The point of it is to mock Brazil for being "bossed around" at home. The song sneers at Brazil and boldly asserts, "Maradona is better than Pele." It was composed and has been popular long before Brazil was humiliated by Germany and eliminated.

The point of everything with this Argentina team, its supporters and the entire country of Argentina is forever established that Argentina is the one true great soccer countries of South America.

Brazil won five World Cups, Argentina won two. It is time to put that right. It's an obsession with Argentina.

As much as Argentina will prepare to play Germany in the final, what it really preps for, with lip-smacking anticipation, is jeering Brazil. The team players are only instruments of a massive mind game.

Thus it will matter little that the semi-final victory over the Netherlands was a prosaic, stuffy affair, marked by timidity, even lack of ambition by Argentina. Their ambition is to reach the final in Brazil and then win it. By any means necessary.

It's a historical need. A nagging, gnawing commitment to putting Brazil in its place. To the rest of the world, arguing whether Maradona or Pele is the greatest player in soccer history is something to be done over a beer, idly, without malice. In Argentina it is of vast, epic significance.
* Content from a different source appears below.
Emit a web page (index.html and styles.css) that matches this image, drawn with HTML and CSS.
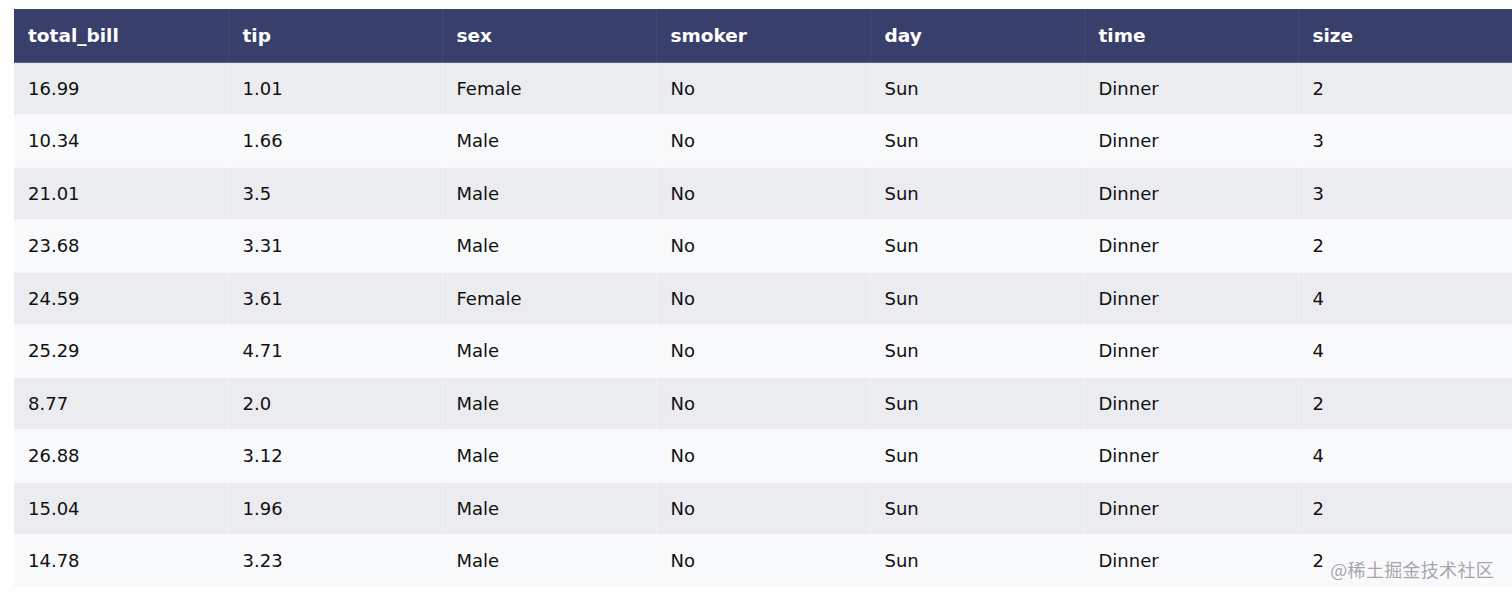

The time, Argentines believe, is now. They have Lionel Messi, the best player in the world. Around him they have an exceptional team, skilled in every department and in Gonzalo Higuain and Sergio Aguero (the star of that locker-room video with his swagger) they have youngsters who might be their golden generation. An age-old wish can be fulfilled.

The fact that the players sing in the locker room what fans sing in the stands and on the streets is significant. Often, at a World Cup, you'd get the impression that players are so remote from the fans and the media that they breathe a different air. Not with Argentina. The team is the nation and the nation is embodied in the team. The nation will feel a great deal better when it gets this grudge settled.

Sure, there is irony in the fact that Messi was barely visible against the Netherlands. Germany will take great comfort from the manner in which he was stifled. Sure, there is irony in the fact that it was not Argentina's goal-scoring star or the team's general prowess that sealed the victory – it was the goalkeeper Sergio Romero, nobody's idea of a glamour-puss star. "By any means necessary" might be Argentina's motto, and it doesn't care if the world is puzzled. The world doesn't matter. It's Brazil that matters. It's shouting in Brazil's face that matters.

Against Germany in the final Argentina will play well. It will face daunting opposition, a team cocky from demolishing Brazil. But it won't be Germany that Argentina is actually playing against. It's Brazil. That kind of weird resentment can take you very, very far. Possibly past Germany. Possibly.